Botulinum toxin is based on a protein complex, a product of Clostridium botulinum bacteria. In cosmetology, such injections can be used to get rid of wrinkles. The active muscles that form the wrinkles are relaxed, causing a skin surface to smooth out. Anti-aging procedures give a quick effect, which lasts approximately 4-8 months. How long the result will endure depends on the selected drug containing botulinum toxin and the patient’s individual characteristics. With the systematic use of botulinum toxin injections, the muscles are relaxed, and new wrinkles are not formed. Remember, I mentioned ophthalmologist Alan Scott, who first tested botulinum toxin on his patients? Many doctors followed his example, and even then, an interesting side effect was noticed. In the areas of facial injections, wrinkles, such as the brow folds on the forehead or folds in the corners of the mouth, miraculously disappeared.

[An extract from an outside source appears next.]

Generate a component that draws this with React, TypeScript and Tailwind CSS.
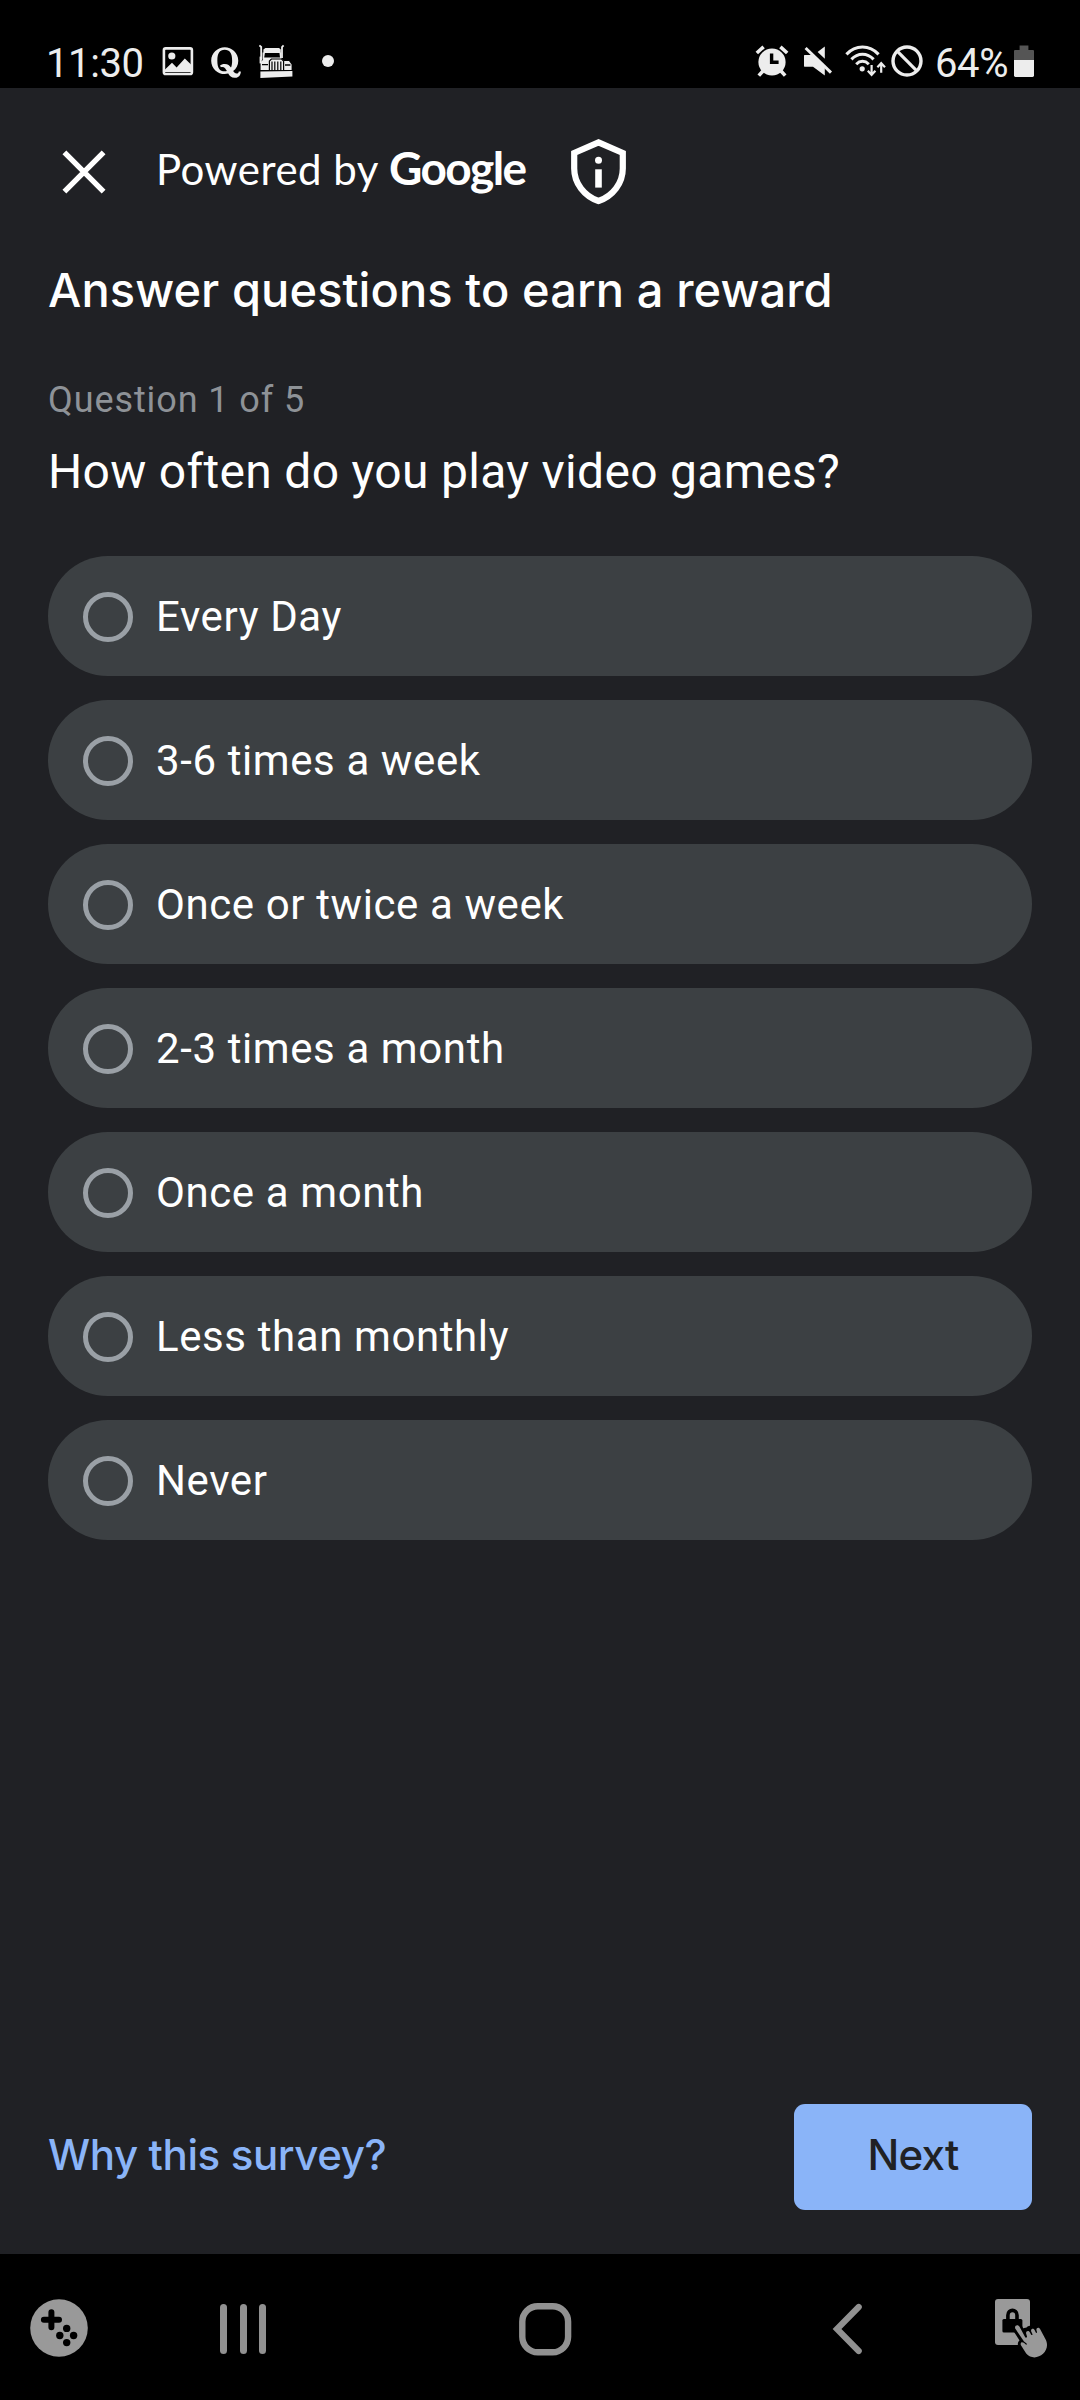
import { FaQuora } from "react-icons/fa";

const OPTIONS = [
  "Every Day",
  "3-6 times a week",
  "Once or twice a week",
  "2-3 times a month",
  "Once a month",
  "Less than monthly",
  "Never",
];

function PictureIcon() {
  return (
    <svg className="h-9 w-[32px] shrink-0" viewBox="0 0 32 36" fill="none">
      <rect x="1.9" y="4.4" width="28" height="25.6" rx="1.8" stroke="#ededed" strokeWidth="2.6" />
      <circle cx="9.8" cy="12" r="3.6" fill="#ededed" />
      <path d="M3 28V25.5L10 18.8L14.6 23.6L22.8 14.4L29 20.6V28Z" fill="#ededed" />
    </svg>
  );
}

function TruckIcon() {
  return (
    <svg className="h-9 w-[34px] shrink-0" viewBox="0 0 34 36" fill="none">
      <path d="M.4 1.4L2.2 3V16M24.6 1.4L23 3V14" stroke="#ededed" strokeWidth="1.8" />
      <path d="M4.4 9V5.6L6.4 4H20L21.8 5.6V9Z" fill="#ededed" />
      <path d="M3.6 8.4H6L5.2 13.4H21L20.4 8.4H22.4V14.4L25 17H30L32.6 20.4V26H1.6V18.6L4.2 15.4H3.6Z" fill="#ededed" />
      <path d="M.6 12.6V19.4H2.8V12.6Z" fill="#ededed" />
      <path d="M10.4 26.4V17L12.4 15H22.6L24.6 17V26.4" fill="#ededed" stroke="#000" strokeWidth="1.2" />
      <path d="M13 17.4V26.4M15.8 17.4V26.4M18.8 17.4V26.4M21.8 17.4V26.4" stroke="#000" strokeWidth="1.2" />
      <path d="M3 20.6H9M26 21H31.4" stroke="#000" strokeWidth="1.4" />
      <path d="M1.4 26.6H33" stroke="#000" strokeWidth="1" />
      <path d="M1.4 27.4L33.4 27V32.6L1.4 34Z" fill="#ededed" />
    </svg>
  );
}

function AlarmIcon() {
  return (
    <svg className="h-9 w-[34px] shrink-0" viewBox="0 0 34 36" fill="none">
      <path d="M1.8 9L8.6 2.8M32.2 9L25.4 2.8" stroke="#ededed" strokeWidth="3.6" />
      <path d="M8 27L3.8 31.6M26 27L30.2 31.6" stroke="#ededed" strokeWidth="3.6" />
      <circle cx="17" cy="18" r="13.6" fill="#ededed" />
      <path d="M16.6 9.6V18.2H23.6" stroke="#000" strokeWidth="3.4" />
    </svg>
  );
}

function MuteIcon() {
  return (
    <svg className="h-9 w-[30px] shrink-0" viewBox="0 0 30 36" fill="none">
      <path d="M1.6 11H8.8L21.8 23.4V31.6L10 22.8H1.6Q1 22.8 1 22V11.8Q1 11 1.6 11Z" fill="#ededed" />
      <path d="M21.8 2.4V14.8L14.6 8Z" fill="#ededed" />
      <path d="M2.6 4L28 28.6" stroke="#ededed" strokeWidth="3" />
    </svg>
  );
}

function WifiIcon() {
  return (
    <svg className="h-9 w-[41px] shrink-0" viewBox="0 0 41 36" fill="none">
      <g stroke="#ededed" strokeWidth="3">
        <path d="M1.4 10.4C10.6.6 24.4.6 33.6 10.4" />
        <path d="M6.4 15.4C12.8 8.6 22.2 8.6 28.6 15.4" />
        <path d="M11.2 20.2C15 16.4 20 16.4 23.8 20.2" />
      </g>
      <circle cx="17.2" cy="24.8" r="2.6" fill="#ededed" />
      <path d="M26.6 21V30.4M22.8 26.8L26.6 30.8L30.4 26.8" stroke="#ededed" strokeWidth="2.2" />
      <path d="M36.2 28.8V19.6M32.4 23.2L36.2 19.2L40 23.2" stroke="#ededed" strokeWidth="2.2" />
    </svg>
  );
}

function BlockedIcon() {
  return (
    <svg className="h-9 w-[32px] shrink-0" viewBox="0 0 32 36" fill="none">
      <circle cx="16" cy="17" r="14" stroke="#ededed" strokeWidth="3.4" />
      <path d="M6.2 7.2L25.8 26.8" stroke="#ededed" strokeWidth="3.2" />
    </svg>
  );
}

function BatteryIcon() {
  return (
    <svg className="h-9 w-[20px] shrink-0" viewBox="0 0 20 36">
      <path d="M5.6 1.6H14.4V6H19Q20 6 20 7V16H0V7Q0 6 1 6H5.6Z" fill="#555" />
      <path d="M0 16H20V31.6Q20 33 18.6 33H1.4Q0 33 0 31.6Z" fill="#ededed" />
    </svg>
  );
}

function StatusBar() {
  return (
    <div className="flex h-[88px] items-start justify-between bg-black pt-[44px] pl-[46px] pr-[46px] font-['Roboto',sans-serif] text-[40px] leading-9 text-[#ededed]">
      <div className="flex">
        <span className="w-[116px] pt-[2px] tracking-[-0.4px]">11:30</span>
        <PictureIcon />
        <FaQuora className="mt-px ml-[16px] h-[35px] w-[32px] shrink-0" />
        <span className="ml-[17px] flex">
          <TruckIcon />
        </span>
        <span className="mt-[11px] ml-[29px] size-3 rounded-full bg-[#ededed]" />
      </div>
      <div className="flex">
        <AlarmIcon />
        <span className="ml-[14px] flex">
          <MuteIcon />
        </span>
        <span className="ml-[12px] flex">
          <WifiIcon />
        </span>
        <span className="ml-[5px] flex">
          <BlockedIcon />
        </span>
        <span className="ml-[12px] w-[79px] pt-[2px] tracking-[-0.4px]">64%</span>
        <BatteryIcon />
      </div>
    </div>
  );
}

function Header() {
  return (
    <header className="flex h-[168px] items-center pl-[62px] text-white">
      <button aria-label="Close">
        <svg className="h-[44px] w-[44px]" viewBox="0 0 44 44" fill="none">
          <path d="M2.4 2.4L41.6 41.6M41.6 2.4L2.4 41.6" stroke="#fff" strokeWidth="5.4" />
        </svg>
      </button>
      <p className="ml-[50px] flex w-[415px] items-baseline pb-[7px] font-['Lato',sans-serif] leading-[56px] whitespace-nowrap">
        <span className="w-[233px] text-[42px] tracking-[0.5px]">Powered by</span>
        <span className="text-[46px] font-bold tracking-[-1.6px]">Google</span>
      </p>
      <svg className="h-[68px] w-[56px]" viewBox="0 0 56 68" fill="none">
        <path
          d="M27.5 4.4L51.8 15V30.4C51.8 45 42 58 27.5 63C13 58 3.2 45 3.2 30.4V15Z"
          stroke="#fff"
          strokeWidth="6.2"
        />
        <circle cx="27.5" cy="22.3" r="3.5" fill="#fff" />
        <path d="M27.5 31.3V49.6" stroke="#fff" strokeWidth="6.6" />
      </svg>
    </header>
  );
}

function NavBar() {
  return (
    <nav className="flex h-[146px] items-start bg-black pt-[44px]">
      <svg className="ml-[30px] h-[60px] w-[58px]" viewBox="30 2298 58 60">
        <circle cx="59" cy="2328" r="28.8" fill="#999" />
        <path d="M51.4 2312.2V2327.2M43.9 2319.8H59" stroke="#000" strokeWidth="6" strokeLinecap="round" />
        <circle cx="66.7" cy="2328.4" r="3.7" />
        <circle cx="59.8" cy="2335.5" r="3.7" />
        <circle cx="73.6" cy="2335.5" r="3.7" />
        <circle cx="66.7" cy="2342.6" r="3.7" />
      </svg>
      <div className="mt-[6px] ml-[132px] flex h-[50px] gap-[12.5px]">
        <span className="w-[7px] rounded-full bg-[#919191]" />
        <span className="w-[7px] rounded-full bg-[#919191]" />
        <span className="w-[7px] rounded-full bg-[#919191]" />
      </div>
      <svg className="ml-[253px] h-[60px] w-[53px]" viewBox="519 2298 53 60" fill="none">
        <rect x="522.3" y="2306.2" width="45.8" height="46" rx="15.5" stroke="#919191" strokeWidth="6.4" />
      </svg>
      <svg className="ml-[260px] h-[60px] w-[32px]" viewBox="832 2298 32 60" fill="none">
        <path d="M858.7 2307L837 2329L858.7 2351" stroke="#919191" strokeWidth="6.2" strokeLinecap="round" />
      </svg>
      <svg className="ml-[130px] h-[60px] w-[54px]" viewBox="14 8 54 60">
        <rect x="15" y="9" width="35" height="46" rx="3" fill="#999" />
        <path d="M27.9 31V25.2C27.9 18.8 37 18.8 37 25.2V31" fill="none" stroke="#000" strokeWidth="3.6" />
        <rect x="22.4" y="29" width="20" height="13.4" rx="1.5" />
        <path
          d="M35 38.5C34 35.5 37.8 34 39.5 37L44.4 46.2L44 42.6C43.8 40 47 39.6 48 42L49.6 44.6L48.6 40.8C48.4 38 51.6 37.8 52.4 40.2L54 43.2L53.4 39.6C53.8 36.6 57.6 37 58.6 39.4L65 49.2C72 62 55 73.6 46.2 63.6L40.6 54.8C40 51.6 43 51.4 45.4 54.4Z"
          stroke="#000"
          strokeWidth="5.4"
        />
        <path
          d="M35.2 38.5C34.2 35.5 38 34 39.7 37L45.2 47.2C45.8 48.2 47.4 47.4 47 46.4L46.2 43.8C45.4 41 48.6 40 49.8 42.2L51 44.6C51.6 45.6 52.8 45 52.4 44L51.2 41.4C50.4 38.8 53.4 37.8 54.6 40L55.8 42.6C56.4 43.4 57.2 42.8 57 42L56.4 40C56.2 37.2 59.2 37 60.2 39.2L65.4 49C72.4 62 55 73.6 46.2 63.6L40.8 55C40 51.6 43 51.4 45.8 54.6C46.6 55 47 54.4 46.6 53.6L44 51.4Z"
          fill="#999"
        />
      </svg>
    </nav>
  );
}

export default function App() {
  return (
    <div className="flex h-[2400px] w-[1080px] flex-col overflow-hidden bg-[#202125]">
      <StatusBar />
      <Header />
      <main className="flex flex-1 flex-col px-12 font-['Roboto',sans-serif]">
        <h1 className="font-['Inter',sans-serif] text-[47px] leading-[67px] font-medium tracking-[0.08px] text-white">
          Answer questions to earn a reward
        </h1>
        <p className="mt-[52px] text-[36px] leading-[50px] tracking-[0.9px] text-[#8e9297]">Question 1 of 5</p>
        <h2 className="mt-[17px] text-[48px] leading-[60px] tracking-[0.31px] text-white">
          How often do you play video games?
        </h2>
        <div className="mt-[54px] flex flex-col gap-6" role="radiogroup">
          {OPTIONS.map((option) => (
            <button
              key={option}
              role="radio"
              aria-checked="false"
              className="flex h-[120px] items-center rounded-full bg-[#3c4043] pl-[35px] text-left text-[42px] leading-[56px] tracking-[0.6px] text-white"
            >
              <span className="mt-px size-[50px] shrink-0 rounded-full border-[5px] border-[#9aa0a6]" />
              <span className="ml-[23px] pt-[2px]">{option}</span>
            </button>
          ))}
        </div>
        <div className="mt-auto mb-[44px] flex h-[106px] items-center justify-between font-['Inter',sans-serif] text-[42px] leading-[56px] font-medium">
          <a className="pb-[5px] tracking-[-0.38px] text-[#8ab4f8]">Why this survey?</a>
          <button className="h-full w-[238px] rounded-[11px] bg-[#8ab4f8] pb-[5px] tracking-[-0.8px] text-[#202124]">
            Next
          </button>
        </div>
      </main>
      <NavBar />
    </div>
  );
}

Thus, the patient not only got rid of his health problems but also gained a relaxed and friendly facial expression.

In 1989, the FDA officially approved the use of botulinum toxin to treat conditions associated with involuntary muscle contractions. Although wrinkles were not yet on the list of indications for this drug, more and more doctors began to use this substance off-label. It took 13 years until finally, in 2002, the FDA approved the cosmetic use of botulinum toxin for the removal of facial wrinkles on the forehead and around the eyes. And I would say it was a real breakthrough.

Be Careful

However, there are several points that are important to be aware of before visiting the clinic. First, the injection of botulinum toxin can only be performed by a cosmetologist! Also, they must have a certificate confirming they’re allowed to conduct such procedures. The quality of the drugs chosen by a doctor is also essential. The specialist that my cousin Jeannette visited knows a lot about it. When ordering medications from fillersmarket.com, he can be sure without any doubt, the procedure will be successful.

After Injections

The injection of botulinum toxin can be easily tolerated by almost anyone. The procedure itself proceeds with minimal discomfort and takes no more than 20-30 minutes; the drug is injected with a thin needle. Ideally, after such injections, there is no trace on the skin. But it is worth realizing that any, even the gentlest impact on the skin, can traumatize it. For example, after injections of botulinum toxin, there may be small red-blue dots or subcutaneous bruises that will remain on the skin for a couple of days. This is okay, so don’t blame your doctor for that.

The final result of the procedure depends on how responsibly the patient refers to the recommendations for the recovery period. Rules are quite simple; see it for yourself. After injections of botulinum toxin, you shouldn’t expose your body to high temperatures. For a couple of weeks, avoid hot baths, saunas, and spa procedures. For the first week, limit physical activity and alcohol. And yes, you shouldn’t scratch and touch the injection area, even if you really want to. This way, you will prevent the migration of botulinum toxin and avoid negative aesthetic consequences.

Happy Ending

And finally, a few words about my cousin’s visit to the cosmetologist. She came out of his office feeling happy — I didn’t expect to see her like that. She was there for about an hour, and as it turned out, she decided to have a botulinum toxin injection. I couldn’t help but smile and asked her if she’s afraid to die right now. “No, I’m not,” replied Jeannette. That’s how I knew this wasn’t her last injection.